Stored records
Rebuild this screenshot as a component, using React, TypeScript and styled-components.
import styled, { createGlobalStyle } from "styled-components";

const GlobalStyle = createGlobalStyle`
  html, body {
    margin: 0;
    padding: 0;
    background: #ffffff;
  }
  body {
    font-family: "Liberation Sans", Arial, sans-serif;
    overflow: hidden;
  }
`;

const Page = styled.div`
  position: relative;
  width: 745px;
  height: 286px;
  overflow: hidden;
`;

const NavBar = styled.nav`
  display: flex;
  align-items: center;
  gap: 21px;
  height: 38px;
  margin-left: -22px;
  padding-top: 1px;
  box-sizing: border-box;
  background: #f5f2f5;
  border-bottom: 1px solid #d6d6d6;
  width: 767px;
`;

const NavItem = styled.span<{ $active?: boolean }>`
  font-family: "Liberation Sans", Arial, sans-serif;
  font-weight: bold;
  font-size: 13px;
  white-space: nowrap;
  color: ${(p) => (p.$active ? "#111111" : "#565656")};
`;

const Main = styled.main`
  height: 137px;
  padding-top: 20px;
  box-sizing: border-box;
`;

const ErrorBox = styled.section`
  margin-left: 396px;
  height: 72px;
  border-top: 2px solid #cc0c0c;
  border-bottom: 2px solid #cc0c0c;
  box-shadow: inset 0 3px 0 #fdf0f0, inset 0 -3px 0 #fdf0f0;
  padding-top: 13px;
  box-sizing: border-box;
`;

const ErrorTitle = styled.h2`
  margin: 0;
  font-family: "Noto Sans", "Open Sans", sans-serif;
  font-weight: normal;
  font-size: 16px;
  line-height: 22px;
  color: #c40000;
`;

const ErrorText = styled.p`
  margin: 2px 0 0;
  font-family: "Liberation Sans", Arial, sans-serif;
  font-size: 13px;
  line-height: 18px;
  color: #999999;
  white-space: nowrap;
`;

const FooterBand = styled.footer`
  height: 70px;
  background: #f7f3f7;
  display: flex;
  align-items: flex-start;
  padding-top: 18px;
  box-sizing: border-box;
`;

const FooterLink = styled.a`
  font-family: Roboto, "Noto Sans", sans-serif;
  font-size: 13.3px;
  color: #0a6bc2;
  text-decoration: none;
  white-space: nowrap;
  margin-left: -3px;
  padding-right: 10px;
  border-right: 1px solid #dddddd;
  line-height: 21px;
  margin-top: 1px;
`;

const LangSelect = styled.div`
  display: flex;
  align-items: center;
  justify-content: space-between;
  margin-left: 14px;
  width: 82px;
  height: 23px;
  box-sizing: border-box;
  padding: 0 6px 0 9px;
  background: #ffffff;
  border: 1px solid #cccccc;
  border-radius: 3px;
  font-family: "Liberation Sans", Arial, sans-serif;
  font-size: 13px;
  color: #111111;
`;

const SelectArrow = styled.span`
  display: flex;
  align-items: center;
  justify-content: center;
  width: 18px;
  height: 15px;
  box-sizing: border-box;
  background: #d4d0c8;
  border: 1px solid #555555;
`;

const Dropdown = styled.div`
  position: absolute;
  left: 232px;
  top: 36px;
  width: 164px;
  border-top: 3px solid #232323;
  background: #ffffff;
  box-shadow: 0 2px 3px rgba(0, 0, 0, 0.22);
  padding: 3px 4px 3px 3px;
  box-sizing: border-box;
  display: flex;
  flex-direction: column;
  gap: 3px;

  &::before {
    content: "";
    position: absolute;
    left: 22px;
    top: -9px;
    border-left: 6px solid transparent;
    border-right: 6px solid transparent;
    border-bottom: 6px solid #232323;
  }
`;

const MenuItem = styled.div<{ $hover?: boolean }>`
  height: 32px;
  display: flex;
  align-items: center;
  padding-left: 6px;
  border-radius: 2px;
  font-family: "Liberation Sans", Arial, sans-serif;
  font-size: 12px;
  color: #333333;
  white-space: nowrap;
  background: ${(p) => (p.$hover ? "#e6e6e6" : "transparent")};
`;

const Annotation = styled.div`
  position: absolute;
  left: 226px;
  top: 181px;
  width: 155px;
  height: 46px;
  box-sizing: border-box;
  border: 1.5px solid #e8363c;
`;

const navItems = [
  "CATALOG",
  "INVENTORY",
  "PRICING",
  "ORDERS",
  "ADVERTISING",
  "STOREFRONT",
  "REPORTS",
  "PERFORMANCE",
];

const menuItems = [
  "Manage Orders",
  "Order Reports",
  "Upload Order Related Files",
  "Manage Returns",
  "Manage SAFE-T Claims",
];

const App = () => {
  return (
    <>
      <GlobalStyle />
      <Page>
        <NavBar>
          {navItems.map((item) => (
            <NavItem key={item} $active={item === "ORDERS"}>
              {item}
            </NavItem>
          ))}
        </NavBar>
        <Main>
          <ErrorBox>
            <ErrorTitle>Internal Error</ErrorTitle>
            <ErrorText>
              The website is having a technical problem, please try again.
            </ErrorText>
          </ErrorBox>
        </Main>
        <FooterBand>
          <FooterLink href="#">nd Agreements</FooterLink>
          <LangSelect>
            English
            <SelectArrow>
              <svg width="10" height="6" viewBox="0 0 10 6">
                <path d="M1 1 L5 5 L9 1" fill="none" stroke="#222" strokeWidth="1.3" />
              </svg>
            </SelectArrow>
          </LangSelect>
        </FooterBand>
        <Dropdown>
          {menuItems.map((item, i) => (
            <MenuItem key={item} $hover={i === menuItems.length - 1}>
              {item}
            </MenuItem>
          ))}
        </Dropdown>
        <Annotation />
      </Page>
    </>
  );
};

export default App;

--

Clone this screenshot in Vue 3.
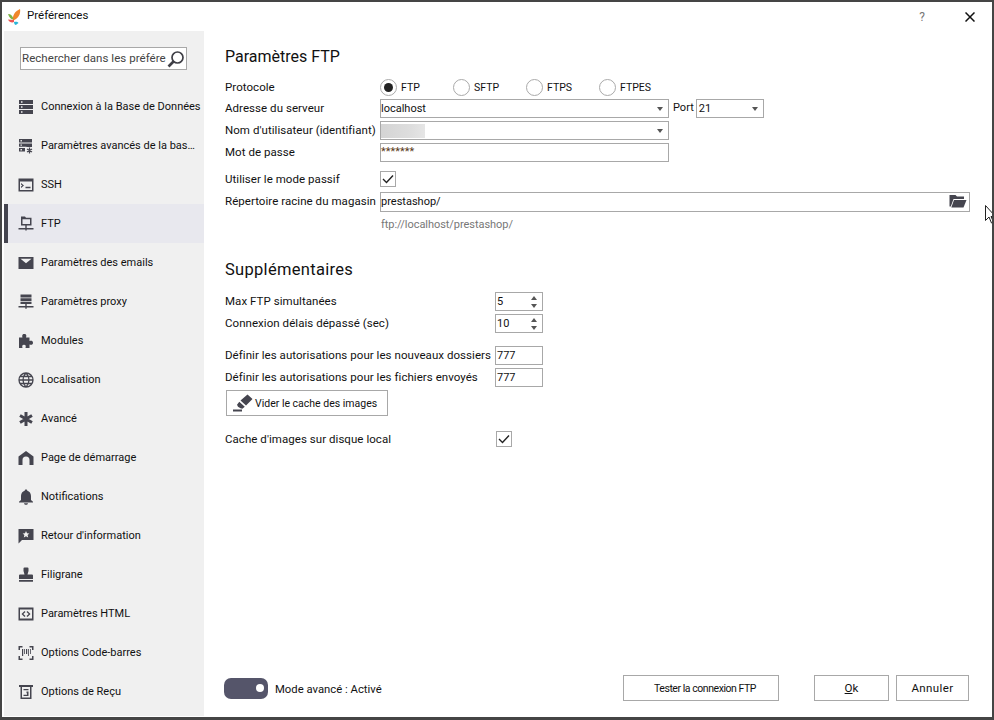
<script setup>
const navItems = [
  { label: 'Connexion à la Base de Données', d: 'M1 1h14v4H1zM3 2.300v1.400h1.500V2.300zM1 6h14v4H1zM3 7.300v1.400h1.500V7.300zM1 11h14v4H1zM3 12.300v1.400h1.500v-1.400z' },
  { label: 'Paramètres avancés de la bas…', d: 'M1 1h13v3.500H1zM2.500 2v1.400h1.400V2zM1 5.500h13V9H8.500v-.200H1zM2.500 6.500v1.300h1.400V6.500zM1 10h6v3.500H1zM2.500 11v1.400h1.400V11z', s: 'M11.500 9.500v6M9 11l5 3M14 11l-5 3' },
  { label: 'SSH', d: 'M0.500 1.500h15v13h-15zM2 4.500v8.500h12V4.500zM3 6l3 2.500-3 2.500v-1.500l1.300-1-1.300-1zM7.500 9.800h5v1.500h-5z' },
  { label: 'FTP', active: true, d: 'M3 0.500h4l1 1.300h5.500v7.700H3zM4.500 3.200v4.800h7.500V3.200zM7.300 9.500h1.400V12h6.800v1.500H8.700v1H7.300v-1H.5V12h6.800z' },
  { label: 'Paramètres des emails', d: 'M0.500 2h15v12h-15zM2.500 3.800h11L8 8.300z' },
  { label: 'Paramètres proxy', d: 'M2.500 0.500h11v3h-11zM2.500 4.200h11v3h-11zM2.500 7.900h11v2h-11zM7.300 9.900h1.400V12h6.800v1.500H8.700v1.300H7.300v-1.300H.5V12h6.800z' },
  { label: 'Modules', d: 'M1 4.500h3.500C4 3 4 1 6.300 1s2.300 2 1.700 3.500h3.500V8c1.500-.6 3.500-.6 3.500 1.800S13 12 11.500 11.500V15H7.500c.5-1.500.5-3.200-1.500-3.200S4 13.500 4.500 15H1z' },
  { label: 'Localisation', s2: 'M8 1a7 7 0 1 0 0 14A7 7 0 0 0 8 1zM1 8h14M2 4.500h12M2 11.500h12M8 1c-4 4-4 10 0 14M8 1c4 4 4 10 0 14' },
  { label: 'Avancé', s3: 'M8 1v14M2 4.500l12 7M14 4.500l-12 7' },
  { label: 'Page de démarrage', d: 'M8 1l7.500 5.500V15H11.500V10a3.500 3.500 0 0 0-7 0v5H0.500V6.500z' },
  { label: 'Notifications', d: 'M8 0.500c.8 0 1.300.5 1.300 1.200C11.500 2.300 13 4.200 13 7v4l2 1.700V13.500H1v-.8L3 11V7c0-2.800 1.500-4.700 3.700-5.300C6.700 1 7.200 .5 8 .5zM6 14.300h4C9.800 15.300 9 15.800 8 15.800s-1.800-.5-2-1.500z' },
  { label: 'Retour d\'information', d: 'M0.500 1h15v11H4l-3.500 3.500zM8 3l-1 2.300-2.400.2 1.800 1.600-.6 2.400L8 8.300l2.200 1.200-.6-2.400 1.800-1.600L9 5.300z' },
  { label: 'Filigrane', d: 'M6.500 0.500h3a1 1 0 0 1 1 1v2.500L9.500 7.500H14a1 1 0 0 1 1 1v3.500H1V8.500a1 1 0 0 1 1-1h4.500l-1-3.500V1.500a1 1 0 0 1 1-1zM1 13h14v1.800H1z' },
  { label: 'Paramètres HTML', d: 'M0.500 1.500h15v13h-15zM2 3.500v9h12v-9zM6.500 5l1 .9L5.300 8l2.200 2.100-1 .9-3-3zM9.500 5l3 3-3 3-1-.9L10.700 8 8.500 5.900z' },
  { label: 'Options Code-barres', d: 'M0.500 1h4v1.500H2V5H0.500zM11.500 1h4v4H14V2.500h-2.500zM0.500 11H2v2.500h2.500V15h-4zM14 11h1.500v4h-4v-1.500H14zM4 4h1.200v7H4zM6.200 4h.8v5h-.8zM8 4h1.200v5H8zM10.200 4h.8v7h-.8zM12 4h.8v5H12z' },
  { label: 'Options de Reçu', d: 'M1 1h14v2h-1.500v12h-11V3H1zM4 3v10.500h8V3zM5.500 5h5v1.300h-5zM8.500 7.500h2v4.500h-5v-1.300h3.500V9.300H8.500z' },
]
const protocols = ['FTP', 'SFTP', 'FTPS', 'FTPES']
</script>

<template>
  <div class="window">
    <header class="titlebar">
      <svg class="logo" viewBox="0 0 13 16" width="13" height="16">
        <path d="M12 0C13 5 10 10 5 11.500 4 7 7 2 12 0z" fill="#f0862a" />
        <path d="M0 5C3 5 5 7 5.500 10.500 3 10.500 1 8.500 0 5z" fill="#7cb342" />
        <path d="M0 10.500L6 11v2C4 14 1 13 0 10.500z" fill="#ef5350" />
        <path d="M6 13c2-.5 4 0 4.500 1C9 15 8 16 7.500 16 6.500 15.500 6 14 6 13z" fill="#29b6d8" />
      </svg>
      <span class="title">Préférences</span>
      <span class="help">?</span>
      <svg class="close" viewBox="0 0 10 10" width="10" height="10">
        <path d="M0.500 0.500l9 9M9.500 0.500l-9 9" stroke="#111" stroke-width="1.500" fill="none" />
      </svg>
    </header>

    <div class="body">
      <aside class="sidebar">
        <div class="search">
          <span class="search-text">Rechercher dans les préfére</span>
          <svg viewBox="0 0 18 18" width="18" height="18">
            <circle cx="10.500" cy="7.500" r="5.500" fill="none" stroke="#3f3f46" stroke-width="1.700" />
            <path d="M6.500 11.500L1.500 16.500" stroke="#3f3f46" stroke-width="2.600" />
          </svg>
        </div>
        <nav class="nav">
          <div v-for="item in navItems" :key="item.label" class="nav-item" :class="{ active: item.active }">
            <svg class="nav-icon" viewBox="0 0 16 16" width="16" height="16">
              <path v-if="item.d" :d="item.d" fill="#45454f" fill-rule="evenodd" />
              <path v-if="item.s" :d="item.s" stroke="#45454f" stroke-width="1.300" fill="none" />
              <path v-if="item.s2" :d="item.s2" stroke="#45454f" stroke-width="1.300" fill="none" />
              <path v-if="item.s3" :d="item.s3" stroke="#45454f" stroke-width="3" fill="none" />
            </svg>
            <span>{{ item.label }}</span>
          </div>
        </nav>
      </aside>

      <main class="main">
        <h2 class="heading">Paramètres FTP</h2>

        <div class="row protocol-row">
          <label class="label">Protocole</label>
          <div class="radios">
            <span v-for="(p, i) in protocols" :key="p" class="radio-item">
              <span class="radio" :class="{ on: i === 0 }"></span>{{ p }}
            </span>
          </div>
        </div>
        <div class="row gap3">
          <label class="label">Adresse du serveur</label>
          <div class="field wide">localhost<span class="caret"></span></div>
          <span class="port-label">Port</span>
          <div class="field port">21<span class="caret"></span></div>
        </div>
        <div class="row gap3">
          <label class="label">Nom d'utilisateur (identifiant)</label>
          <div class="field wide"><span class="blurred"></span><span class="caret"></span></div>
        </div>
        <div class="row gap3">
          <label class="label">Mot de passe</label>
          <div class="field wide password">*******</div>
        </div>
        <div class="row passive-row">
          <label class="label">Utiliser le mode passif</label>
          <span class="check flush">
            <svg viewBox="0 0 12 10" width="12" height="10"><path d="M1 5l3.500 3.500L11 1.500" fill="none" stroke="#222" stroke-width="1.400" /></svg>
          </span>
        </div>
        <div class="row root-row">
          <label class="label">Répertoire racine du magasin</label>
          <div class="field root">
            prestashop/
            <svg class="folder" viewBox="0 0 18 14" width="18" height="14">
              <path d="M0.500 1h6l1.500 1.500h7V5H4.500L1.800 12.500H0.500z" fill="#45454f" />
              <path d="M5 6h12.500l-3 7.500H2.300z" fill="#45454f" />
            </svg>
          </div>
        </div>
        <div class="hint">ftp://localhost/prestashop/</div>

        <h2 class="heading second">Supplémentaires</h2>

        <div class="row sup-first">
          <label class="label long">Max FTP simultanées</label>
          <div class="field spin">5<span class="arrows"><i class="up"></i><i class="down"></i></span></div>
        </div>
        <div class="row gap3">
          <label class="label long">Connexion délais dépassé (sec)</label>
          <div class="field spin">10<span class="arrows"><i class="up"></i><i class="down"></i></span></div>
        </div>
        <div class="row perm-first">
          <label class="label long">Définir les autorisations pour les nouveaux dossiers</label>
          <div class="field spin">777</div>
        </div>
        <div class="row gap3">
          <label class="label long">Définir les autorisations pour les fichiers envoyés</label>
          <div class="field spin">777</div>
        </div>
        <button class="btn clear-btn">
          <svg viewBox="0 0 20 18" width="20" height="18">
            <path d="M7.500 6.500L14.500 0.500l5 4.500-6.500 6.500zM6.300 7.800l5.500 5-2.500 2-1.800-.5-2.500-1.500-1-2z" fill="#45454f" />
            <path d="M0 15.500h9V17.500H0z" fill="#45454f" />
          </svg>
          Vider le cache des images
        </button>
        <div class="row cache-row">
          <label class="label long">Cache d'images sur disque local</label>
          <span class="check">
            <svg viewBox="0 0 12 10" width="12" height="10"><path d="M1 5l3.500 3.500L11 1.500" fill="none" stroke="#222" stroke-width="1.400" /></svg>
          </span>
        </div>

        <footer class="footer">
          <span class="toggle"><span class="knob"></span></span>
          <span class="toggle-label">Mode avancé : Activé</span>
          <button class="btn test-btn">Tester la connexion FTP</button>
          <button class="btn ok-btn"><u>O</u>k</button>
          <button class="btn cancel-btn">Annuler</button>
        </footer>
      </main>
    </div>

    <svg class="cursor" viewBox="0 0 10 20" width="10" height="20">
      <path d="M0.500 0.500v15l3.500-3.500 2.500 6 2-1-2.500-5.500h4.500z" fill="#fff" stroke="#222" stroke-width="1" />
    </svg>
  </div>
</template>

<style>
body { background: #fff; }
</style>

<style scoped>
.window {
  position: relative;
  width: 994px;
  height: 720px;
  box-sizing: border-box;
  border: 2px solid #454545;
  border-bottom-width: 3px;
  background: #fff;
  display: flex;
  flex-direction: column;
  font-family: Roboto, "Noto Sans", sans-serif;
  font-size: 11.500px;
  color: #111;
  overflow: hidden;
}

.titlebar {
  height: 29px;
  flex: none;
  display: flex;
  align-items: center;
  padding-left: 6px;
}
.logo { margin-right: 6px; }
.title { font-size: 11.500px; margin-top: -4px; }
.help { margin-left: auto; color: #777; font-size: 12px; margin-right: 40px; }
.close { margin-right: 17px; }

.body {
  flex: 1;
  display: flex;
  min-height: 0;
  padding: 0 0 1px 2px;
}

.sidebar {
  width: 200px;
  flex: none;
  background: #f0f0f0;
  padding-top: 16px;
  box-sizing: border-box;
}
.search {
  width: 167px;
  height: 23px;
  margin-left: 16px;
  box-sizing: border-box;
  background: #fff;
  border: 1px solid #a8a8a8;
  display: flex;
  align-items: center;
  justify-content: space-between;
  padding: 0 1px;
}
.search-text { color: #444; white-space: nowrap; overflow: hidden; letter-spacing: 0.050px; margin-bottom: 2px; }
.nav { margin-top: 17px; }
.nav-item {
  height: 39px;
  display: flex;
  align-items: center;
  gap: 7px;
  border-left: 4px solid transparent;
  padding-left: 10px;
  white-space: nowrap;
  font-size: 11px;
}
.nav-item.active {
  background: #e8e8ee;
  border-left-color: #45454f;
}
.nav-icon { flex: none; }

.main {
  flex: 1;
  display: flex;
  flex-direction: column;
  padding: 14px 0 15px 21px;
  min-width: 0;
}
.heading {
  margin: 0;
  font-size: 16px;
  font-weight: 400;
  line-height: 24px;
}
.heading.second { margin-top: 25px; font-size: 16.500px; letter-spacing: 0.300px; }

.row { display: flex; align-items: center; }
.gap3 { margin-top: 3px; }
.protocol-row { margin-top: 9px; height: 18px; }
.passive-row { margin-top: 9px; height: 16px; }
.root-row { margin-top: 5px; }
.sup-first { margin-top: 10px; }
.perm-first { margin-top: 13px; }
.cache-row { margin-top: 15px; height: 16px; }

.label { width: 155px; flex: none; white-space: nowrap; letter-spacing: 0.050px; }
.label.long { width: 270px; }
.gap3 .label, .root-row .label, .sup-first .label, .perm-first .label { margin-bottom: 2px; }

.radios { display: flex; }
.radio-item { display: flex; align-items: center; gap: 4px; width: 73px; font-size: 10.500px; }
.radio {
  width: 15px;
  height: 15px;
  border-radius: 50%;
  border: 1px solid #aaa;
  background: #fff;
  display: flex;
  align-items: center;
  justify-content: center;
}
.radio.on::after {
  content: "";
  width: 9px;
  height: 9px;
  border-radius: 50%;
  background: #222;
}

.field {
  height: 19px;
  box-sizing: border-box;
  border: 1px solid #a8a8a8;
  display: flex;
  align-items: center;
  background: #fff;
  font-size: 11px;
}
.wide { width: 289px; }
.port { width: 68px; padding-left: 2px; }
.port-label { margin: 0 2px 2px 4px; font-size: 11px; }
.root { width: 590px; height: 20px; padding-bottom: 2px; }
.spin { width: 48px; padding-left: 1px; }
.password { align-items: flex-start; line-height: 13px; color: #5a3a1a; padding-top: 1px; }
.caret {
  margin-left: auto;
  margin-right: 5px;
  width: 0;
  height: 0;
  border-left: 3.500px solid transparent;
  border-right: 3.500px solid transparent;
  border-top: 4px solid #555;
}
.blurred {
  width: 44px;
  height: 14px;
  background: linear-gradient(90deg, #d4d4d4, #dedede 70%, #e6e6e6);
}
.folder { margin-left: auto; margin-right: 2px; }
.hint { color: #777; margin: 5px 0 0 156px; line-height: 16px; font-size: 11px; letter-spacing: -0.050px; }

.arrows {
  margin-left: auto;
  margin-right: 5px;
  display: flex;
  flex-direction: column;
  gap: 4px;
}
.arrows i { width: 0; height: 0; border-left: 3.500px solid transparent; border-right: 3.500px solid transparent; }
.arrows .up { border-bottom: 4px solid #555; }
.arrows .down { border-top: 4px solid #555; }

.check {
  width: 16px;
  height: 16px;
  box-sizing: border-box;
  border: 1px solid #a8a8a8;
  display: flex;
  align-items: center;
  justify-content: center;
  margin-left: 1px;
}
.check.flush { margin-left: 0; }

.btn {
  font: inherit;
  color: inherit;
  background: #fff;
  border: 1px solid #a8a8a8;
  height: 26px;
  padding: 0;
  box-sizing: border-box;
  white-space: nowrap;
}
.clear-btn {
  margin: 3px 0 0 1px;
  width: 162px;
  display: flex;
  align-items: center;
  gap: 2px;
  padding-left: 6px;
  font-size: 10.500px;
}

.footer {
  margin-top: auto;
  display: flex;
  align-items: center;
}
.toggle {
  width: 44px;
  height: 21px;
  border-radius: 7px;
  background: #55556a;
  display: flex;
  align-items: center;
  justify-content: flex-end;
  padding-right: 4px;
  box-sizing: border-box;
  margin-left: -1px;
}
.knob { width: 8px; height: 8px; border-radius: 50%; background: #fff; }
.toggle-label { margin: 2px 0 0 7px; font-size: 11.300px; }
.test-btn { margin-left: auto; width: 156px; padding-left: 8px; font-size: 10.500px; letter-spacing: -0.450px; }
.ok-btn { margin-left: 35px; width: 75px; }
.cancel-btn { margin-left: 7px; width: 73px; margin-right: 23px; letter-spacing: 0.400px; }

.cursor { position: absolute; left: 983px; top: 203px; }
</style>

...

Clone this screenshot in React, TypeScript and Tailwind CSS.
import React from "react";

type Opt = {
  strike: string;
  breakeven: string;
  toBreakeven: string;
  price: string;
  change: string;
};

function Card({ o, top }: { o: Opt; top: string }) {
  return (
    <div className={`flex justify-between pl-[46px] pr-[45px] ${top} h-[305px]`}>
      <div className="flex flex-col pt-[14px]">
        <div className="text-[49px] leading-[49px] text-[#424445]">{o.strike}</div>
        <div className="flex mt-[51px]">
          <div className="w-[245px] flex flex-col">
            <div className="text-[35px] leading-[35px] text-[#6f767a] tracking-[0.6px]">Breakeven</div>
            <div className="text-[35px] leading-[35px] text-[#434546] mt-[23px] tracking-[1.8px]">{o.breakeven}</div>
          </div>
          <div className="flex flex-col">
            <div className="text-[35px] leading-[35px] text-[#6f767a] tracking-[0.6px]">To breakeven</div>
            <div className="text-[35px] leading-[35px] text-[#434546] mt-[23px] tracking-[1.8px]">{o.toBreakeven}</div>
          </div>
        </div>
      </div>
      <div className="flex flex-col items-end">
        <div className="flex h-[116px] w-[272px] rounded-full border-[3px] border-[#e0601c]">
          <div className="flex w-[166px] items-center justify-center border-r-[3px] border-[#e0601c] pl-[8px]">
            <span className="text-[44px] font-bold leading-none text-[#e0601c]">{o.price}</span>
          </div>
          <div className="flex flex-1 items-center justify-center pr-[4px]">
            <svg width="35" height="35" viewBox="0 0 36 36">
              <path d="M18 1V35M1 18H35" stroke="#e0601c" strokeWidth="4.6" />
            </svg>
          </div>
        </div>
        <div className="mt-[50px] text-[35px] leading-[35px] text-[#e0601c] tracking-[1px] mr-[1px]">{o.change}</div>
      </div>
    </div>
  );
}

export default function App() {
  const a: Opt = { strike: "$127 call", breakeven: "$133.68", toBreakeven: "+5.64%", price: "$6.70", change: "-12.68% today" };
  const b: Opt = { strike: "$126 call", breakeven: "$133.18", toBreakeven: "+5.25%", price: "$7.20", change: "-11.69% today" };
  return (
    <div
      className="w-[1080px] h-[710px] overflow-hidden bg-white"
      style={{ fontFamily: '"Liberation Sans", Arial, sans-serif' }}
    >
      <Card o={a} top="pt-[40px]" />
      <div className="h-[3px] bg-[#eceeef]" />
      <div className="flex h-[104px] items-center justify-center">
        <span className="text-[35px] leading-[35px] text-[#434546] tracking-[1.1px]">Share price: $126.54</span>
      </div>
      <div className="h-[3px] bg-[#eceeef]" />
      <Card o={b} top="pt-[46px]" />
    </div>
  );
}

What you need to do ->
Out of the records, collect only those lines that contain the string "React".

Correct response ->
Rebuild this screenshot as a component, using React, TypeScript and styled-components.
Clone this screenshot in React, TypeScript and Tailwind CSS.
import React from "react";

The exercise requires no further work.